Tuesday, 17 April 2012

The Dorling Kindersley Complete Dog Breed Book

Apologies for any typos tonight. I have had two days of small but irritating disasters which have led to me spending a long time mopping olives, oil and smashed glass up from the kitchen floor, and A. C, and I eating an inordinately large amount of porridge oats after an incident involving pouring milk into the wrong container. Today has been relatively disaster free, but just now I managed to brush my hand over my computer keyboard in such a way that I have shrunk the typing box on my blog to a third of its usual size. Attempting to brush it back the other way has proved futile. Mr M is currently away, so until he returns, I will have to live with typing into a tiny box.

Anyway, to today's topic. I am always extremely suspicious of any book marketed as "for reluctant readers". "Reluctant readers" is often used as a synonym for "children we consider to be educationally subnormal". The books are therefore generally patronising and a bit rubbish. Everyone is a reluctant reader until they find something which fires their imagination.
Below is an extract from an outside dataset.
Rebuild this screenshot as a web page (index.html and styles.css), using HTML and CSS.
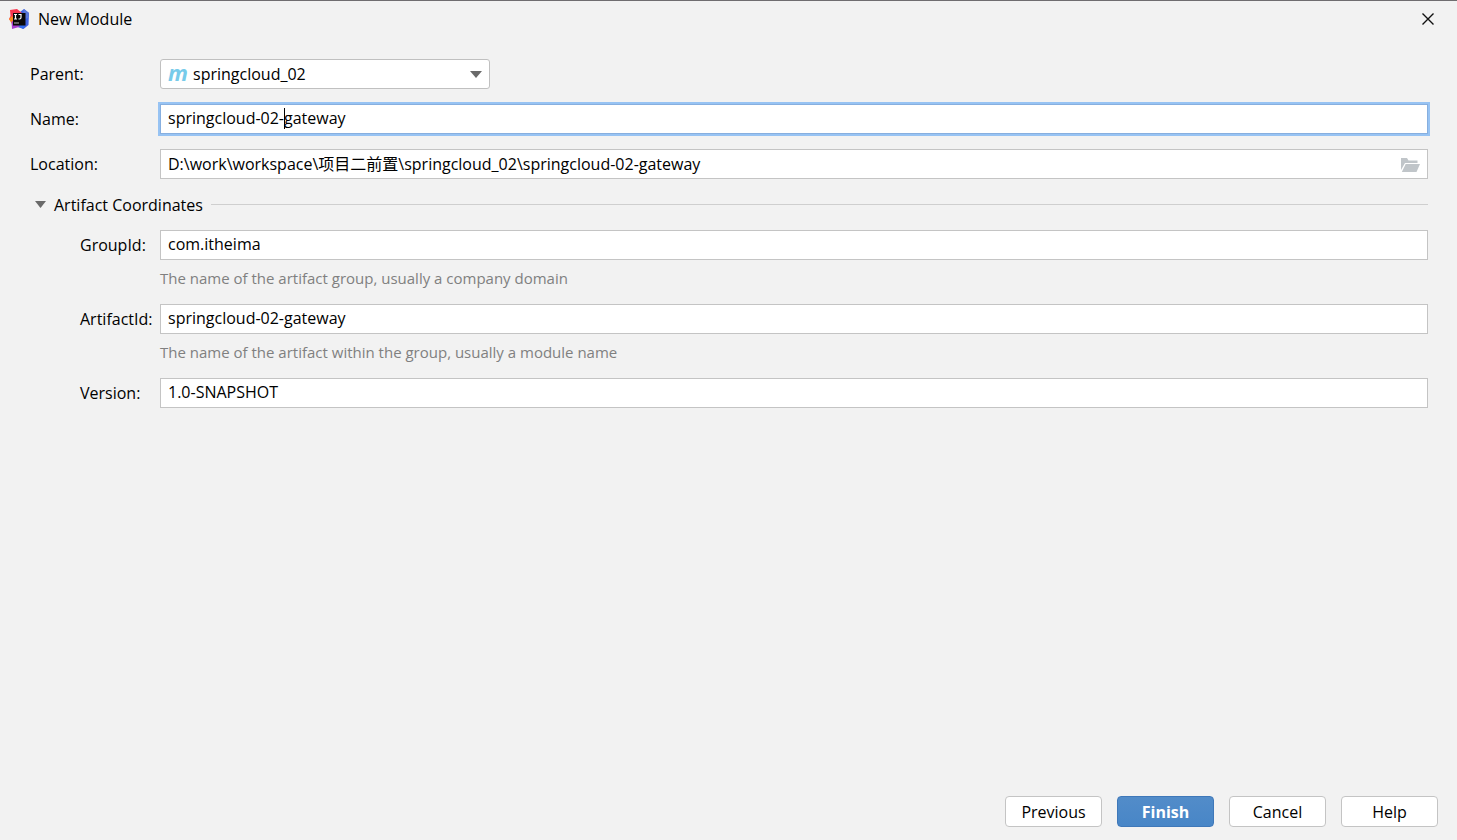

I teach a lot of kids who don't enjoy reading. They generally do not enjoy books specifically marketed to reluctant readers. Almost without exception, the boys enjoy The Guiness Book of World Records. However, ever popular with both genders are books about different dog breeds.

I have no idea why this is. Even kids who don't own a dog, or are not particularly interested in dogs LOVE looking at books where each breed has a photo and some information relating to their loooks, character and habits. We have now built a lesson into one of our schemes of work, where, after reading Buster Fleabags by Rolf Harris (a lovely book btw), the students then spend some time researching their ideal dog and producing a leaflet about it. They absolutely love it, and the lesson sometimes extends over several lessons of rigorous hard work.

The latest Book People catalogue has the DK Complete Dog Breeds Book for £5.99. I am now the proud owner of said tome. This, obviously, is ostensibly for work purposes. However, I have spent the past hour leafing through, stopping every now and then to think what it might be like to own a Beagle or a Lurcher. A was very concerned when she saw me with the book. "I'm not sure we'd cope with a dog Mummy. I think we should get chickens." Hmmm, I said, non-comitally. But in my head I was thinking "can you take a chicken for a walk?"

For the time being a dog breeds book is a much smaller commitment than an actual dog. And it's useful. Perhaps I should suggest to Dorling Kindersley that they slap a "Great for Reluctant Readers" tag somewhere on the front cover. Because, on this occasion, it would actually be true.